Records
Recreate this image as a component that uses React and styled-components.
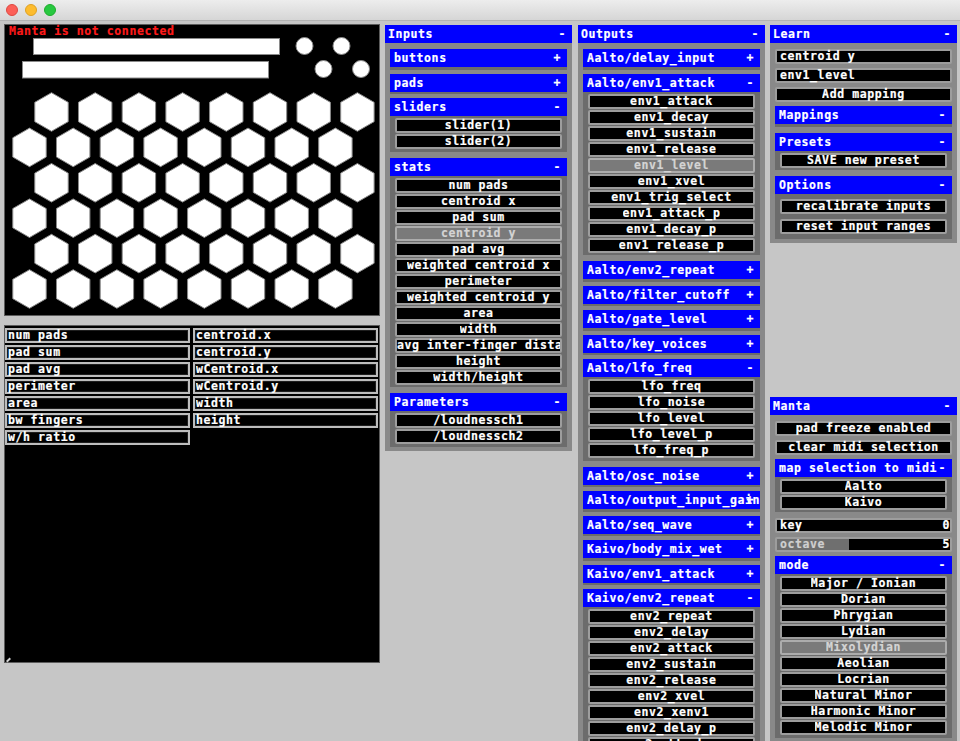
import React from 'react';
import styled, { createGlobalStyle } from 'styled-components';

const GlobalStyle = createGlobalStyle`
  html, body { margin: 0; padding: 0; background: #c6c6c6; overflow: hidden; }
  body { font-family: "DejaVu Sans Mono", "Liberation Mono", monospace; }
  #root { width: 960px; height: 741px; overflow: hidden; }
`;

const FONT = `font-family: "DejaVu Sans Mono", "Liberation Mono", monospace; font-weight: bold; font-size: 11.5px; letter-spacing: 0.6px; -webkit-text-stroke: 0.2px currentColor;`;

const Window = styled.div`
  width: 960px;
  height: 741px;
  display: flex;
  flex-direction: column;
  background: #c6c6c6;
  overflow: hidden;
`;

const TitleBar = styled.div`
  flex: none;
  height: 20px;
  background: linear-gradient(#ededed, #d6d6d6);
  border-bottom: 1px solid #b3b3b3;
  display: flex;
  align-items: center;
  gap: 7px;
  padding-left: 6px;
`;

const Light = styled.span`
  width: 12px;
  height: 12px;
  border-radius: 50%;
  box-sizing: border-box;
  background: ${(p) => p.$c};
  border: 0.5px solid ${(p) => p.$b};
`;

const Main = styled.div`
  flex: 1;
  display: flex;
  align-items: flex-start;
  gap: 5px;
  padding: 3px 0 0 4px;
  min-height: 0;
`;

const LeftCol = styled.div`
  width: 376px;
  flex: none;
  display: flex;
  flex-direction: column;
  gap: 9px;
`;

const MantaBox = styled.div`
  position: relative;
  height: 292px;
  box-sizing: border-box;
  background: #000;
  border: 1px solid #5c5c5c;
`;

const Status = styled.span`
  position: absolute;
  left: 4px;
  top: 0px;
  ${FONT}
  line-height: 13px;
  color: #ff1a1a;
`;

const StatsBox = styled.div`
  position: relative;
  height: 338px;
  box-sizing: border-box;
  background: #000;
  border: 1px solid #5c5c5c;
  display: grid;
  grid-template-columns: 185px 185px;
  grid-auto-rows: 15px;
  column-gap: 3px;
  row-gap: 2px;
  align-content: start;
  padding-top: 1.5px;
`;

const ResizeMark = styled.span`
  position: absolute;
  left: 1px;
  bottom: 1px;
  width: 5px;
  height: 2px;
  background: #d0d0d0;
  transform: rotate(-45deg);
`;

const StatCell = styled.div`
  box-sizing: border-box;
  border: 2px solid #bdbdbd;
  box-shadow: inset 0 0 0 1px #1e1e1e;
  background: #000;
  color: #fff;
  ${FONT}
  padding-left: 1px;
  white-space: nowrap;
`;

const Label = styled.span`
  display: block;
  height: 15px;
  margin: -2px 0;
  min-width: 0;
  max-width: 100%;
  line-height: 15px;
  overflow: hidden;
  white-space: nowrap;
`;

const Column = styled.div`
  width: 187px;
  flex: none;
  display: flex;
  flex-direction: column;
  margin-left: ${(p) => p.$shift || 0}px;
`;

const Panel = styled.div`
  background: #898989;
  margin-top: ${(p) => p.$top || 1}px;
  display: flex;
  flex-direction: column;
`;

const Header = styled.div`
  height: 18px;
  flex: none;
  background: #0000ff;
  color: #fff;
  ${FONT}
  line-height: 18px;
  display: grid;
  align-items: center;
  padding-left: ${(p) => (p.$sub ? 4 : 3)}px;
  overflow: hidden;
  & > * { grid-area: 1 / 1; white-space: nowrap; }
`;

const HeaderLabel = styled.span`
  overflow: hidden;
`;

const HeaderSign = styled.span`
  justify-self: end;
  margin-right: 6px;
`;

const PanelBody = styled.div`
  display: flex;
  flex-direction: column;
  padding: 6px 5px 4.5px;
`;

const SubPanel = styled.div`
  background: #6c6c6c;
  padding-bottom: 2.5px;
  margin-bottom: ${(p) => (p.$open ? 6 : 4)}px;
  &:last-child { margin-bottom: 0; }
`;

const SubBody = styled.div`
  display: flex;
  flex-direction: column;
  gap: ${(p) => (p.$loose ? 4.5 : 1)}px;
  padding: ${(p) => (p.$loose ? '5px 5px 2.5px' : '2px 5px 0')};
`;

const Item = styled.div`
  height: 15px;
  flex: none;
  box-sizing: border-box;
  border: 2px solid ${(p) => (p.$on ? '#acacac' : '#9d9d9d')};
  border-radius: 2px;
  background: ${(p) => (p.$on ? '#7a7a7a' : '#000')};
  color: ${(p) => (p.$on ? '#d4d4d4' : '#fff')};
  ${FONT}
  display: flex;
  justify-content: ${(p) => (p.$left ? 'flex-start' : 'safe center')};
  padding-left: ${(p) => (p.$left ? 3 : 0)}px;
  white-space: nowrap;
  margin-bottom: ${(p) => (p.$spaced ? 4 : 0)}px;
`;

const Slider = styled.div`
  position: relative;
  height: 15px;
  box-sizing: border-box;
  border: 2px solid #9d9d9d;
  border-radius: 2px;
  background: #000;
  margin-bottom: 4px;
`;

const SliderFill = styled.div`
  position: absolute;
  left: 0;
  top: 0;
  bottom: 0;
  background: #6f6f6f;
`;

const SliderText = styled.div`
  position: relative;
  display: flex;
  justify-content: space-between;
  height: 15px;
  margin: -2px 0;
  padding: 0 0 0 3px;
  ${FONT}
  line-height: 15px;
  color: #fff;
`;

const SliderName = styled.span`
  color: ${(p) => (p.$dim ? '#cfcfcf' : '#fff')};
`;

function PanelHead({ title, sign, sub }) {
  return (
    <Header $sub={sub}>
      <HeaderLabel>{title}</HeaderLabel>
      <HeaderSign>{sign}</HeaderSign>
    </Header>
  );
}

function Sub({ title, items, loose, open }) {
  const isOpen = open ?? !!items;
  return (
    <SubPanel $open={isOpen}>
      <PanelHead sub title={title} sign={isOpen ? '-' : '+'} />
      {items && items.length > 0 && (
        <SubBody $loose={loose}>
          {items.map((it) => {
            const [label, on] = Array.isArray(it) ? it : [it, false];
            return (
              <Item key={label} $on={on}>
                <Label>{label}</Label>
              </Item>
            );
          })}
        </SubBody>
      )}
    </SubPanel>
  );
}

function Hex({ cx, cy, r }) {
  const pts = [];
  for (let i = 0; i < 6; i++) {
    const a = ((-90 + 60 * i) * Math.PI) / 180;
    pts.push(`${(cx + r * Math.cos(a)).toFixed(2)},${(cy + r * Math.sin(a)).toFixed(2)}`);
  }
  return <polygon points={pts.join(' ')} fill="#fff" stroke="#8a8a8a" strokeWidth="1" />;
}

function MantaDrawing() {
  const hexes = [];
  for (let row = 0; row < 6; row++) {
    const offset = row % 2 === 0;
    const y = 87 + 35.4 * row;
    for (let c = 0; c < 8; c++) {
      const x = (offset ? 46.5 : 24.5) + 43.7 * c;
      hexes.push(<Hex key={`${row}-${c}`} cx={x} cy={y} r={19.3} />);
    }
  }
  return (
    <svg width="374" height="290" viewBox="0 0 374 290" style={{ display: 'block' }}>
      <rect x="28.5" y="13.5" width="246" height="16" fill="#fff" stroke="#8a8a8a" />
      <rect x="17.5" y="36.5" width="246" height="16.5" fill="#fff" stroke="#8a8a8a" />
      <circle cx="299.5" cy="21" r="8.5" fill="#fff" stroke="#8a8a8a" />
      <circle cx="336.5" cy="21" r="8.5" fill="#fff" stroke="#8a8a8a" />
      <circle cx="318.5" cy="44" r="8.5" fill="#fff" stroke="#8a8a8a" />
      <circle cx="356" cy="44" r="8.5" fill="#fff" stroke="#8a8a8a" />
      {hexes}
    </svg>
  );
}

const statRows = [
  ['num pads', 'centroid.x'],
  ['pad sum', 'centroid.y'],
  ['pad avg', 'wCentroid.x'],
  ['perimeter', 'wCentroid.y'],
  ['area', 'width'],
  ['bw fingers', 'height'],
  ['w/h ratio', null],
];

const modes = [
  'Major / Ionian',
  'Dorian',
  'Phrygian',
  'Lydian',
  ['Mixolydian', true],
  'Aeolian',
  'Locrian',
  'Natural Minor',
  'Harmonic Minor',
  'Melodic Minor',
];

export default function App() {
  return (
    <Window>
      <GlobalStyle />
      <TitleBar>
        <Light $c="#fc5f57" $b="#de4841" />
        <Light $c="#fdbc2e" $b="#dea123" />
        <Light $c="#28c840" $b="#1dad2b" />
      </TitleBar>
      <Main>
        <LeftCol>
          <MantaBox>
            <MantaDrawing />
            <Status>Manta is not connected</Status>
          </MantaBox>
          <StatsBox>
            {statRows.flatMap(([a, b]) => [
              <StatCell key={a}>
                <Label>{a}</Label>
              </StatCell>,
              b ? (
                <StatCell key={b}>
                  <Label>{b}</Label>
                </StatCell>
              ) : null,
            ])}
            <ResizeMark />
          </StatsBox>
        </LeftCol>

        <Column>
          <Panel>
            <PanelHead title="Inputs" sign="-" />
            <PanelBody>
              <Sub title="buttons" />
              <Sub title="pads" />
              <Sub title="sliders" items={['slider(1)', 'slider(2)']} />
              <Sub
                title="stats"
                items={[
                  'num pads',
                  'centroid x',
                  'pad sum',
                  ['centroid y', true],
                  'pad avg',
                  'weighted centroid x',
                  'perimeter',
                  'weighted centroid y',
                  'area',
                  'width',
                  'avg inter-finger distance',
                  'height',
                  'width/height',
                ]}
              />
              <Sub title="Parameters" items={['/loudnessch1', '/loudnessch2']} />
            </PanelBody>
          </Panel>
        </Column>

        <Column $shift={1}>
          <Panel>
            <PanelHead title="Outputs" sign="-" />
            <PanelBody>
              <Sub title="Aalto/delay_input" />
              <Sub
                title="Aalto/env1_attack"
                items={[
                  'env1_attack',
                  'env1_decay',
                  'env1_sustain',
                  'env1_release',
                  ['env1_level', true],
                  'env1_xvel',
                  'env1_trig_select',
                  'env1_attack_p',
                  'env1_decay_p',
                  'env1_release_p',
                ]}
              />
              <Sub title="Aalto/env2_repeat" />
              <Sub title="Aalto/filter_cutoff" />
              <Sub title="Aalto/gate_level" />
              <Sub title="Aalto/key_voices" />
              <Sub
                title="Aalto/lfo_freq"
                items={['lfo_freq', 'lfo_noise', 'lfo_level', 'lfo_level_p', 'lfo_freq_p']}
              />
              <Sub title="Aalto/osc_noise" />
              <Sub title="Aalto/output_input_gain" />
              <Sub title="Aalto/seq_wave" />
              <Sub title="Kaivo/body_mix_wet" />
              <Sub title="Kaivo/env1_attack" />
              <Sub
                title="Kaivo/env2_repeat"
                items={[
                  'env2_repeat',
                  'env2_delay',
                  'env2_attack',
                  'env2_sustain',
                  'env2_release',
                  'env2_xvel',
                  'env2_xenv1',
                  'env2_delay_p',
                  'env2_attack_p',
                  'env2_release_p',
                ]}
              />
            </PanelBody>
          </Panel>
        </Column>

        <Column>
          <Panel>
            <PanelHead title="Learn" sign="-" />
            <PanelBody>
              <Item $left $spaced>
                <Label>centroid y</Label>
              </Item>
              <Item $left $spaced>
                <Label>env1_level</Label>
              </Item>
              <Item $spaced>
                <Label>Add mapping</Label>
              </Item>
              <Sub title="Mappings" open />
              <Sub title="Presets" items={['SAVE new preset']} />
              <Sub title="Options" loose items={['recalibrate inputs', 'reset input ranges']} />
            </PanelBody>
          </Panel>

          <Panel $top={153.5}>
            <PanelHead title="Manta" sign="-" />
            <PanelBody>
              <Item $spaced>
                <Label>pad freeze enabled</Label>
              </Item>
              <Item $spaced>
                <Label>clear midi selection</Label>
              </Item>
              <Sub title="map selection to midi" items={['Aalto', 'Kaivo']} />
              <Slider>
                <SliderText>
                  <SliderName>key</SliderName>
                  <span>0</span>
                </SliderText>
              </Slider>
              <Slider>
                <SliderFill style={{ width: `${(5 / 12) * 100}%` }} />
                <SliderText>
                  <SliderName $dim>octave</SliderName>
                  <span>5</span>
                </SliderText>
              </Slider>
              <Sub title="mode" items={modes} />
            </PanelBody>
          </Panel>
        </Column>
      </Main>
    </Window>
  );
}
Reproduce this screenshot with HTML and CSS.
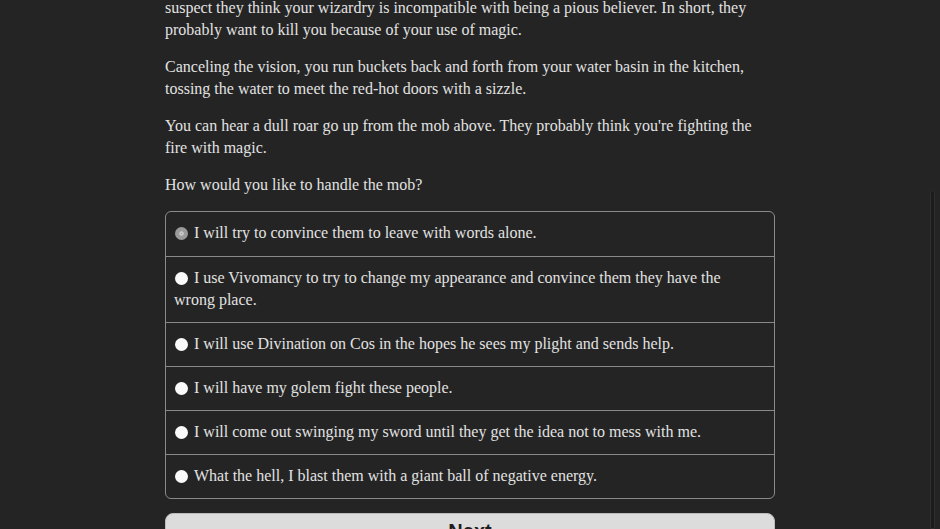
FILE: index.html
```html
<!DOCTYPE html>
<html lang="en">
<head>
    <meta charset="UTF-8">
    <meta name="viewport" content="width=device-width, initial-scale=1.0">
    <title>The Mob</title>
    <link rel="stylesheet" href="styles.css">
</head>
<body>
    <div class="story">
        <p class="first">suspect they think your wizardry is incompatible with being a pious believer. In short, they probably want to kill you because of your use of magic.</p>
        <p>Canceling the vision, you run buckets back and forth from your water basin in the kitchen, tossing the water to meet the red-hot doors with a sizzle.</p>
        <p>You can hear a dull roar go up from the mob above. They probably think you're fighting the fire with magic.</p>
        <p>How would you like to handle the mob?</p>

        <form class="choices" id="choices">
            <label class="choice"><input type="radio" name="mob" value="1" checked><span>I will try to convince them to leave with words alone.</span></label>
            <label class="choice"><input type="radio" name="mob" value="2"><span>I use Vivomancy to try to change my appearance and convince them they have the wrong place.</span></label>
            <label class="choice"><input type="radio" name="mob" value="3"><span>I will use Divination on Cos in the hopes he sees my plight and sends help.</span></label>
            <label class="choice"><input type="radio" name="mob" value="4"><span>I will have my golem fight these people.</span></label>
            <label class="choice"><input type="radio" name="mob" value="5"><span>I will come out swinging my sword until they get the idea not to mess with me.</span></label>
            <label class="choice"><input type="radio" name="mob" value="6"><span>What the hell, I blast them with a giant ball of negative energy.</span></label>
        </form>

        <button class="next" type="button">Next</button>
    </div>
    <div class="scroll-thumb"></div>
</body>
</html>
```
FILE: styles.css
```css
*{
    margin: 0;
    padding: 0;
    box-sizing: border-box;
}
html,body{
    height: 100%;
    overflow: hidden;
}
body{
    background-color: #242424;
    color: #e2e2e2;
    font-family: "Liberation Serif", "DejaVu Serif", serif;
    font-size: 16px;
    line-height: 22px;
}
.story{
    width: 610px;
    margin-left: 165px;
}
.story p{
    margin-bottom: 15px;
}
.story p.first{
    margin-top: -3px;
}
.choices{
    margin-top: 4px;
    border: 1px solid #8a8a8a;
    border-radius: 6px;
    overflow: hidden;
}
.choice{
    display: block;
    padding: 10px 40px 11px 8px;
    border-top: 1px solid #8a8a8a;
    cursor: pointer;
}
.choice:first-child{
    border-top: none;
    padding-bottom: 12px;
}
.choice input{
    -webkit-appearance: none;
    appearance: none;
    display: inline-block;
    width: 13px;
    height: 13px;
    border-radius: 50%;
    background-color: #fafafa;
    margin: 5px 6px 0 1px;
    vertical-align: top;
}
.choice input:checked{
    background-color: #8c8c8c;
    border: 4px solid #9a9a9a;
    box-shadow: inset 0 0 0 2px #c8c8c8;
}
.next{
    display: block;
    width: 100%;
    height: 40px;
    margin-top: 14px;
    background-color: #dcdcdc;
    border: 1px solid #bcbcbc;
    border-radius: 8px;
    color: #1e1e1e;
    font-family: "Liberation Sans", Arial, sans-serif;
    font-size: 20px;
    font-weight: bold;
    padding-bottom: 4px;
}
.scroll-thumb{
    position: fixed;
    right: 5px;
    top: 190px;
    bottom: 0;
    width: 5px;
    border-radius: 3px 3px 0 0;
    background-color: #1c1c1c;
    border: 1px solid #2e2e2e;
}
```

Problem to work on:
Search the records above for "this". Copy each line where it is found.

Reply to the task:
Recreate this image as a component that uses React and styled-components.
Reproduce this screenshot with HTML and CSS.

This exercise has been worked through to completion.